Remember when the Wild was cruising atop the Western Conference with a comfortable lead in the race for the top seed? Exactly one month ago, for instance, the Wild had 84 points and led both division rival Chicago and Pacific Division-leading San Jose by seven, with at least one game in hand on each.
At the rate Minnesota was going, the team was going to be hard to catch. There had been no real swoons. Every time the Wild lost in regulation, it found a way to win the next time out.
And then, well, March happened. Some defensive cracks that had already become evident even as the Wild won in January and February turned into larger voids when the team stopped scoring as much. As a result, Minnesota has lost eight of 10 games this month.
That seven-point lead over Chicago? It's now a seven-point deficit to the Blackhawks, with precious few games remaining (10 for Chicago, 11 for Minnesota). The Wild has lost three consecutive games to the Blackhawks, all since Feb. 8. As Minnesota has swooned, Chicago has soared, going 17-3 since the start of February.
The Wild will still make the playoffs and is still among the top teams in the West, but the season is suddenly more vulnerable.

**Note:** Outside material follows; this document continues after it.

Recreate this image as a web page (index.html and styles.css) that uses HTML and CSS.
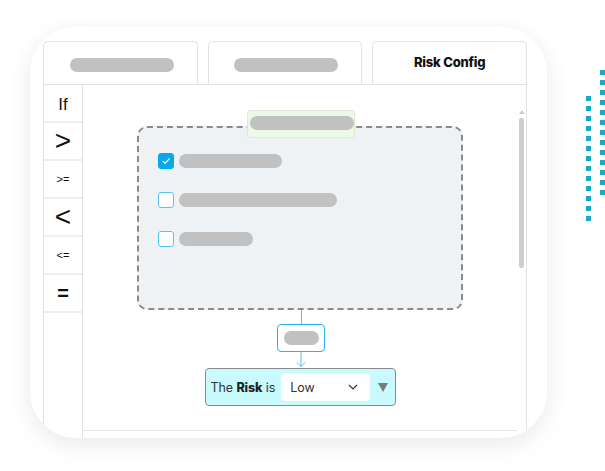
FILE: index.html
```html
<!DOCTYPE html>
<html lang="en">
<head>
  <meta charset="UTF-8" />
  <meta name="viewport" content="width=device-width, initial-scale=1.0">
  <title>Risk Config</title>
  <link rel="stylesheet" href="styles.css">
</head>
<body>
  <div class="stage">
    <div class="card">
      <div class="frame">
        <div class="tabs">
          <div class="tab"><span class="pill tab-pill"></span></div>
          <div class="tab"><span class="pill tab-pill"></span></div>
          <div class="tab active">Risk Config</div>
        </div>

        <div class="panel">
          <ul class="ops">
            <li class="op op-if">If</li>
            <li class="op op-big">&gt;</li>
            <li class="op op-small">&gt;=</li>
            <li class="op op-big">&lt;</li>
            <li class="op op-small">&lt;=</li>
            <li class="op op-eq">=</li>
          </ul>

          <div class="canvas">
            <div class="flow">
              <div class="group">
                <div class="group-label"><span class="pill label-pill"></span></div>
                <div class="check-row">
                  <span class="checkbox checked">
                    <svg width="10" height="10" viewBox="0 0 10 10"><path d="M2 5.3 L4.1 7.3 L8.2 2.8" fill="none" stroke="#fff" stroke-width="1.2" stroke-linecap="round" stroke-linejoin="round"/></svg>
                  </span>
                  <span class="pill w-103"></span>
                </div>
                <div class="check-row">
                  <span class="checkbox"></span>
                  <span class="pill w-158"></span>
                </div>
                <div class="check-row">
                  <span class="checkbox"></span>
                  <span class="pill w-74"></span>
                </div>
              </div>

              <div class="link"></div>
              <div class="node"><span class="pill node-pill"></span></div>
              <svg class="arrow" width="12" height="16" viewBox="0 0 12 16">
                <path d="M6 0 V14.5 M1.8 10.5 L6 14.5 L10.2 10.5" fill="none" stroke="#4cc3f2" stroke-width="1"/>
              </svg>

              <div class="result">
                <span class="result-text">The <b>Risk</b> is</span>
                <div class="select">
                  <span>Low</span>
                  <svg width="10" height="6" viewBox="0 0 10 6"><path d="M1 1 L5 5 L9 1" fill="none" stroke="#333" stroke-width="1.2"/></svg>
                </div>
                <span class="caret"></span>
              </div>
            </div>

            <div class="scrollbar">
              <span class="scroll-up"></span>
              <span class="scroll-thumb"></span>
            </div>
          </div>
        </div>
      </div>
    </div>

    <div class="dots dots-a"></div>
    <div class="dots dots-b"></div>
  </div>
</body>
</html>
```

FILE: styles.css
```css
body {
  margin: 0;
  background: #fff;
  font-family: 'Inter', 'Open Sans', sans-serif;
  color: #222;
}
.stage {
  display: flex;
  align-items: flex-start;
  padding: 27px 0 0 30px;
  height: 471px;
  box-sizing: border-box;
  overflow: hidden;
}
.card {
  width: 517px;
  height: 411px;
  box-sizing: border-box;
  padding: 14px 20px 0 13px;
  background: #fff;
  border-radius: 46px;
  box-shadow: 0 6px 24px rgba(0, 0, 0, 0.09);
  overflow: hidden;
  flex-shrink: 0;
}
.frame {
  display: flex;
  flex-direction: column;
  height: 100%;
}

/* Tabs */
.tabs {
  display: grid;
  grid-template-columns: repeat(3, 1fr);
  gap: 10px;
  height: 43px;
}
.tab {
  border: 1px solid #e2e2e2;
  border-bottom: none;
  border-radius: 5px 5px 0 0;
  display: flex;
  align-items: center;
  justify-content: center;
}
.tab.active {
  font-size: 13px;
  font-weight: 800;
  color: #111;
  letter-spacing: -0.2px;
  padding-bottom: 2px;
}
.pill {
  display: block;
  height: 14px;
  border-radius: 7px;
  background: #c1c1c1;
}
.tab-pill {
  width: 104px;
  margin-top: 3px;
  margin-left: 3px;
}

/* Panel */
.panel {
  flex: 1;
  display: flex;
  border: 1px solid #e2e2e2;
  border-bottom: none;
}
.ops {
  list-style: none;
  margin: 0;
  padding: 0;
  width: 38px;
  border-right: 1px solid #e2e2e2;
  font-family: 'Liberation Sans', Arial, sans-serif;
}
.op {
  height: 36px;
  border-bottom: 2px solid #eeeeee;
  display: flex;
  align-items: center;
  justify-content: center;
  color: #111;
}
.op-if { font-size: 17px; padding-top: 3px; height: 33px; }
.op-big { font-size: 28px; line-height: 1; }
.op-small { font-size: 11px; }
.op-eq { font-size: 20px; font-weight: bold; }

.canvas {
  flex: 1;
  display: flex;
}
.flow {
  flex: 1;
  height: 346px;
  box-sizing: border-box;
  border-bottom: 1px solid #e2e2e2;
  display: flex;
  flex-direction: column;
  align-items: center;
  padding-top: 41px;
}

/* Group box */
.group {
  position: relative;
  width: 326px;
  height: 184px;
  box-sizing: border-box;
  border: 2px dashed #8a8a8a;
  border-radius: 10px;
  background: #eff2f5;
  padding: 25px 0 0 19px;
  display: flex;
  flex-direction: column;
  gap: 23px;
}
.group-label {
  position: absolute;
  top: -18px;
  left: 108px;
  width: 108px;
  height: 28px;
  box-sizing: border-box;
  background: #edf9e7;
  border: 1px solid #dde8d9;
  border-radius: 3px;
  padding: 5px 2px 0;
}
.label-pill { width: 104px; }
.check-row {
  display: flex;
  align-items: center;
  gap: 5px;
}
.checkbox {
  width: 16px;
  height: 16px;
  box-sizing: border-box;
  border: 1px solid #55c4f5;
  border-radius: 3px;
  background: #fff;
  display: flex;
  align-items: center;
  justify-content: center;
}
.checkbox.checked {
  background: #0aa7e9;
  border-color: #0aa7e9;
}
.w-103 { width: 103px; }
.w-158 { width: 158px; }
.w-74 { width: 74px; }

/* Connector */
.link {
  width: 1px;
  height: 14px;
  background: #4cc3f2;
  margin-left: 2px;
}
.node {
  width: 48px;
  height: 28px;
  box-sizing: border-box;
  border: 1px solid #25b4ef;
  border-radius: 4px;
  display: flex;
  align-items: center;
  justify-content: center;
  margin-left: 2px;
}
.node-pill { width: 35px; }
.arrow {
  display: block;
  margin-left: 2px;
}

/* Result */
.result {
  width: 191px;
  height: 38px;
  box-sizing: border-box;
  background: #c9fafd;
  border: 1px solid #8a8a8a;
  border-radius: 4px;
  display: flex;
  align-items: center;
  padding: 0 4px 0 5px;
  font-size: 12.5px;
  color: #333;
  white-space: nowrap;
}
.result-text { flex-shrink: 0; letter-spacing: -0.1px; }
.result b { color: #222; font-weight: 800; }
.select {
  flex-shrink: 0;
  width: 89px;
  height: 28px;
  box-sizing: border-box;
  margin-left: 6px;
  background: #fff;
  border-radius: 4px;
  display: flex;
  align-items: center;
  justify-content: space-between;
  padding: 0 12px 0 9px;
}
.caret {
  flex-shrink: 0;
  width: 0;
  height: 0;
  margin-left: 8px;
  border-left: 5px solid transparent;
  border-right: 5px solid transparent;
  border-top: 9px solid #7a7a7a;
}

/* Scrollbar */
.scrollbar {
  width: 9px;
  display: flex;
  flex-direction: column;
  align-items: center;
  padding-top: 25px;
}
.scroll-up {
  width: 0;
  height: 0;
  border-left: 3px solid transparent;
  border-right: 3px solid transparent;
  border-bottom: 4px solid #cccccc;
}
.scroll-thumb {
  width: 5px;
  height: 150px;
  margin-top: 4px;
  border-radius: 2px;
  background: #cfcfcf;
}

/* Decoration */
.dots {
  width: 5px;
  height: 125px;
  flex-shrink: 0;
  background: repeating-linear-gradient(to bottom, #1aa8c4 0 5px, transparent 5px 10px);
}
.dots-a {
  margin-left: 39px;
  margin-top: 69px;
}
.dots-b {
  margin-left: 9px;
  margin-top: 43px;
}
```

So the question becomes: how concerned should we be about the Wild?
Is this cold spell foreshadowing a quick playoff exit, putting a major damper on a breakthrough season under first-year coach Bruce Boudreau?
Or is this merely an uncomfortable but short-term slump, better experienced in March than in April or May during the playoffs? Let's try to sort things out.
REASONS FOR OPTIMISM
*During this 2-8 stretch over the last 10 games, the Wild has been held to two goals or fewer seven times. That's not good, of course, but it stands in stark contrast to the rest of the season. Minnesota still leads the West in goals scored (232), so the body of work suggests this is more of an offensive slump caused by a combination of illness and maybe some tired legs slogging through a brutal closing schedule.
*Along those same lines, slumps are natural — even for good teams. Last year's Stanley Cup champions, the Penguins, went through a 2-9 stretch early in the season before rebounding. Two years ago, the Blackhawks lost their final four regular-season games before going on a playoff run and winning the Cup. The Wild's body of work over the first two-thirds of the season suggests this recent poor stretch is not a trend. This isn't the hot-and-cold Wild of past years. This is the first sustained stretch of losing all season.
REASONS FOR PESSIMISM
*While goalie Devan Dubnyk's overall numbers this season are still very good — 36 wins, .927 save percentage, 2.18 goals against average — he's certainly been more human than he was during a torrid start to the season. In his first 27 games this season, Dubnyk had a .947 save percentage. That wasn't going to be sustainable, and here is the result: in his last 31 games, that percentage is just .908 — not terrible, but a notable drop-off. The Wild continued to win until this month even after Dubnyk cooled off thanks to a terrific offense. This month during the Wild's swoon, his save percentage is .899. Even the best teams often need their goalie to steal a game during the playoffs. Neither Dubnyk nor the Wild's defense gives you confidence in that happening right now.
*For as good as the Wild was for the first two-thirds of this season, much of the good work was done largely with a roster that was quite similar to those of years past — when the Wild was a playoff team but not among the league's best. If we take the long view of the past four or five seasons, it is possible that the Wild team we saw for much of this season was an overachieving outlier.
When a team that had been rolling along suddenly loses eight of 10 games — complete with players-only meetings and terse post-game press conferences from the head coach — some level of concern is warranted.
That said, a bunch of these recent losses have been on the road and were out of character in relation to the bulk of the season. The Wild should get the benefit of the doubt that it can find its game over the rest of the regular season — and having seven of 11 at Xcel Energy Center should help.
In the end, losing the division race to Chicago — likely at this point — isn't as important as how the team is playing once the playoffs start. Either way, this season was likely going to be defined by a potential second-round matchup against the Blackhawks. If Minnesota can get to that point and get over that hurdle, this regular-season dip will be forgotten.
But if the season ends there — or sooner — we will certainly look back on March as the time when things started to come apart.